§ **DATA EXTRACT**:

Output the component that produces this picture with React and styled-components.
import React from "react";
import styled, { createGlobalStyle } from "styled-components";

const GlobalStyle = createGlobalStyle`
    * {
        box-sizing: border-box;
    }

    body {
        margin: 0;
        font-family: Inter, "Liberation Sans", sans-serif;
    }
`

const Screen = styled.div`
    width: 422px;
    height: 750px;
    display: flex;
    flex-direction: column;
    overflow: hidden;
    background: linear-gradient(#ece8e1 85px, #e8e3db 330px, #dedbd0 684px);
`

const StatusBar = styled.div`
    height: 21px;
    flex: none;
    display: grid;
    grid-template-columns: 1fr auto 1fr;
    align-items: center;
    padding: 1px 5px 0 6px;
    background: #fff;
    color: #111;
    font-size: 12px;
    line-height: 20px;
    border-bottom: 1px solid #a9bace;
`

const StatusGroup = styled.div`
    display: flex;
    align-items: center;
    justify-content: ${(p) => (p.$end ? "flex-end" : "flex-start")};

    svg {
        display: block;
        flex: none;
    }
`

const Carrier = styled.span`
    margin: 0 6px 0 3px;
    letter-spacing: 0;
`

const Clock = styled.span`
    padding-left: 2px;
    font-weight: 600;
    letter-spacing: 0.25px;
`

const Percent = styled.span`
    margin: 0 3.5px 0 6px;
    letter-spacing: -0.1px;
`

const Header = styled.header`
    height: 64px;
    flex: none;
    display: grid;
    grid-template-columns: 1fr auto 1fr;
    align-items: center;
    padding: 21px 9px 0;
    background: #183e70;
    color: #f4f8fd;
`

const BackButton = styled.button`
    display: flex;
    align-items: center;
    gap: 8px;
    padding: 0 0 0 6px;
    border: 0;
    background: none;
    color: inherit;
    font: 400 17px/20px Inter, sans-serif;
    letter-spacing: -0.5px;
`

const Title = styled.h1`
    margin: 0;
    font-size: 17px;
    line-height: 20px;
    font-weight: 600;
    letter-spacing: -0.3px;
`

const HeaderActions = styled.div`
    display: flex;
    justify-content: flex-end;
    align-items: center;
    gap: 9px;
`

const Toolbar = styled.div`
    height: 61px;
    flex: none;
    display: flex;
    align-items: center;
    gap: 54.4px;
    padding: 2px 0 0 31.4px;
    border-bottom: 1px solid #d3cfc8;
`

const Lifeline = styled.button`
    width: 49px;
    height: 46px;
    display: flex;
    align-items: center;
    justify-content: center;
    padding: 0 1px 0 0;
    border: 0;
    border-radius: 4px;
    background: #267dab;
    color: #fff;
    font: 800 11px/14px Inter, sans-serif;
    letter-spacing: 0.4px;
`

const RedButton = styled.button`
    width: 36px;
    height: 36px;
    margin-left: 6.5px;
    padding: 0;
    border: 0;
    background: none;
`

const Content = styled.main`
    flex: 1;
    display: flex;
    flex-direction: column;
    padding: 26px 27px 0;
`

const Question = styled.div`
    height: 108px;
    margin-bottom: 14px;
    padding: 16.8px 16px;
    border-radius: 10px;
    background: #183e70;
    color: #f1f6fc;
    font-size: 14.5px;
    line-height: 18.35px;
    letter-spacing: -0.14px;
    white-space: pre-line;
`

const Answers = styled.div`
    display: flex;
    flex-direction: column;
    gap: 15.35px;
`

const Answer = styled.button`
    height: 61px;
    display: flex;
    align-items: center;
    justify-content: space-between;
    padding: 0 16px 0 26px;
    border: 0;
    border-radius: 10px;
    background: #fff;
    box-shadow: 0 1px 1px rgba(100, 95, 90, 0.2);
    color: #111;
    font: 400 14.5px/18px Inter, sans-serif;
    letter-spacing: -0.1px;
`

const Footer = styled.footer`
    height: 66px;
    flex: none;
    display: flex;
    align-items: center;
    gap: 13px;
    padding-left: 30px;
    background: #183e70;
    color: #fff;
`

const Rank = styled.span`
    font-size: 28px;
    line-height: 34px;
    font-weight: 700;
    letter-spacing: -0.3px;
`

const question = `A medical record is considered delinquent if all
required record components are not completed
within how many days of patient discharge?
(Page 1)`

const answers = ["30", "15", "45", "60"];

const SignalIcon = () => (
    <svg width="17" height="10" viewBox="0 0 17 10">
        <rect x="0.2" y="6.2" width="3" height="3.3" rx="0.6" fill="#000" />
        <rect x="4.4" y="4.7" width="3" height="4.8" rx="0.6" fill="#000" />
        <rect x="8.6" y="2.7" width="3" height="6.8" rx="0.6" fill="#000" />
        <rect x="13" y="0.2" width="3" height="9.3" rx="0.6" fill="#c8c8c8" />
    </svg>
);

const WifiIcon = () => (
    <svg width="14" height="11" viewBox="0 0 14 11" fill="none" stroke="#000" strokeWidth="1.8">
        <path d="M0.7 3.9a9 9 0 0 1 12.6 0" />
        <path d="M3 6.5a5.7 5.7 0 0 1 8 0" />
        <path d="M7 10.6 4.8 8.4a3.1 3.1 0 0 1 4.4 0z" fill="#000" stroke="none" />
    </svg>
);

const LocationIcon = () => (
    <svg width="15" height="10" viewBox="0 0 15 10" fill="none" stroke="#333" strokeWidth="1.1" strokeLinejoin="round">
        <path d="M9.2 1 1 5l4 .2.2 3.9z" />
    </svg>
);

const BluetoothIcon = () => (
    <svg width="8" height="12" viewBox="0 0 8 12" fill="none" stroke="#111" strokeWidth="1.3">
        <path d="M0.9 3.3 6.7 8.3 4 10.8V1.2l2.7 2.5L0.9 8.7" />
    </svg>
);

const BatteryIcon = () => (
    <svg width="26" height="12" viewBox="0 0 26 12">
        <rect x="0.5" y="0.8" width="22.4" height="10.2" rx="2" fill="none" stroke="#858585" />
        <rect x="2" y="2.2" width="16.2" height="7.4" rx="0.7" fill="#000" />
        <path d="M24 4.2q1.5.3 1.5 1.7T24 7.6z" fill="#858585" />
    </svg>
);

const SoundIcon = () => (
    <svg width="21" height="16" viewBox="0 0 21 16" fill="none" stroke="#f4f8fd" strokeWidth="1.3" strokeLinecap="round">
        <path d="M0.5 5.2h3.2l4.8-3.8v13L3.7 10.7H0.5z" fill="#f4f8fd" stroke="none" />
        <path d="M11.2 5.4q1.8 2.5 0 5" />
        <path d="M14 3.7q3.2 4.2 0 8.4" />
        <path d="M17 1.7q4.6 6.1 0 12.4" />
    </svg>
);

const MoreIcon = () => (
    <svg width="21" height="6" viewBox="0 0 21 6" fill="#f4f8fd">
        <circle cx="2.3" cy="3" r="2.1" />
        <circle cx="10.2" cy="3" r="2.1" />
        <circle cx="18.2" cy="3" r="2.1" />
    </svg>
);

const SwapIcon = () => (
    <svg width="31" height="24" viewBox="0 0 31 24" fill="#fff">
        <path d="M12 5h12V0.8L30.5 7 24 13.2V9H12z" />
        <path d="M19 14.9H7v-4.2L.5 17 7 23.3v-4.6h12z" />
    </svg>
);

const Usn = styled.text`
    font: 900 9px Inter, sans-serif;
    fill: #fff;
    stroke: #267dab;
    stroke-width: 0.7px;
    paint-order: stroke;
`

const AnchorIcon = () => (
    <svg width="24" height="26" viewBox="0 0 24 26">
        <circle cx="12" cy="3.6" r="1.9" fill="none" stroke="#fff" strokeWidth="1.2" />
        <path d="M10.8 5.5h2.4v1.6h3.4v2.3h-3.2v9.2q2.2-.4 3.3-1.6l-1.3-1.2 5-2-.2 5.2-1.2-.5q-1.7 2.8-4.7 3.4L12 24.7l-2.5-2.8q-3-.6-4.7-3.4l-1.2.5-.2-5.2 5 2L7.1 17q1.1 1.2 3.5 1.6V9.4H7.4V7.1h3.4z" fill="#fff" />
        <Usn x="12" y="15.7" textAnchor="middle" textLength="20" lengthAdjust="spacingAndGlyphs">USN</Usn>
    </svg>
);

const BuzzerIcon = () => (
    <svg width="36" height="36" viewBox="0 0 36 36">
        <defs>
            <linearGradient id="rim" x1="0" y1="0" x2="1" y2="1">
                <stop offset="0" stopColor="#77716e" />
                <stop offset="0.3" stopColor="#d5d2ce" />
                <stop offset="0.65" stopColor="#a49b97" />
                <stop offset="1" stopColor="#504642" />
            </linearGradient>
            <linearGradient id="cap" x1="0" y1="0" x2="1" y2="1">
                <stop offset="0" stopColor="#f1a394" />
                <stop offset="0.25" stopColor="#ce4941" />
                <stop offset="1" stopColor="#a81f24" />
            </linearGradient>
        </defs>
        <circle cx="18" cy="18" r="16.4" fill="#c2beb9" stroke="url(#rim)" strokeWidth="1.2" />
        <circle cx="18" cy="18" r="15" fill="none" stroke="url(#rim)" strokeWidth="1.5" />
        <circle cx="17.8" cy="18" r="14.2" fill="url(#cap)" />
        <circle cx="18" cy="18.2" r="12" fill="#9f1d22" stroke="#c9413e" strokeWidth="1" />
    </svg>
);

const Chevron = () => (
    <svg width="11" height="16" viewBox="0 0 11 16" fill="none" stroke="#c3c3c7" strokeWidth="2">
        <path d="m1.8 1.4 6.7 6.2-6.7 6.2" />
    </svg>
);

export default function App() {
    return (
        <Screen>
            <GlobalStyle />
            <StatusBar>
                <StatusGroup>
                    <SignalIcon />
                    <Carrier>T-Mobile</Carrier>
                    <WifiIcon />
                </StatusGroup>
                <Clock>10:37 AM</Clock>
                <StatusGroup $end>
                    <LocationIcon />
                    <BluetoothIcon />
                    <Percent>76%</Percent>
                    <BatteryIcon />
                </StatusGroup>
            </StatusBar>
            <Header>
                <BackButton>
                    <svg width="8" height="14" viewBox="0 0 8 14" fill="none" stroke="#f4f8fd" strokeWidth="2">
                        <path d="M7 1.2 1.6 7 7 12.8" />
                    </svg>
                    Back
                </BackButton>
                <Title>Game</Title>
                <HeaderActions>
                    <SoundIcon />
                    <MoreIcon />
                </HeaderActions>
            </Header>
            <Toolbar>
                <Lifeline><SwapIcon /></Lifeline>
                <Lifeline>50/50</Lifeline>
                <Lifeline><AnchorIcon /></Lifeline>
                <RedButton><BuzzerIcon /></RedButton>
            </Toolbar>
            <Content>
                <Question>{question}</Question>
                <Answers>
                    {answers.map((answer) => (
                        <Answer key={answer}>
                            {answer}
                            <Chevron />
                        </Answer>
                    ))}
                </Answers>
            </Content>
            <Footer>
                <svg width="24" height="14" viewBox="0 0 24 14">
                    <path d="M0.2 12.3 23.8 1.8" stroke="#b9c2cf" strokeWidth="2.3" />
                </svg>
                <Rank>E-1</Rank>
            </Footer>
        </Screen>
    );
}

§ **REQUIREMENT**: Reproduce each line of the material containing the word "components".

§ **RESULT OF THIS TASK**:
Output the component that produces this picture with React and styled-components.
import styled, { createGlobalStyle } from "styled-components";
required record components are not completed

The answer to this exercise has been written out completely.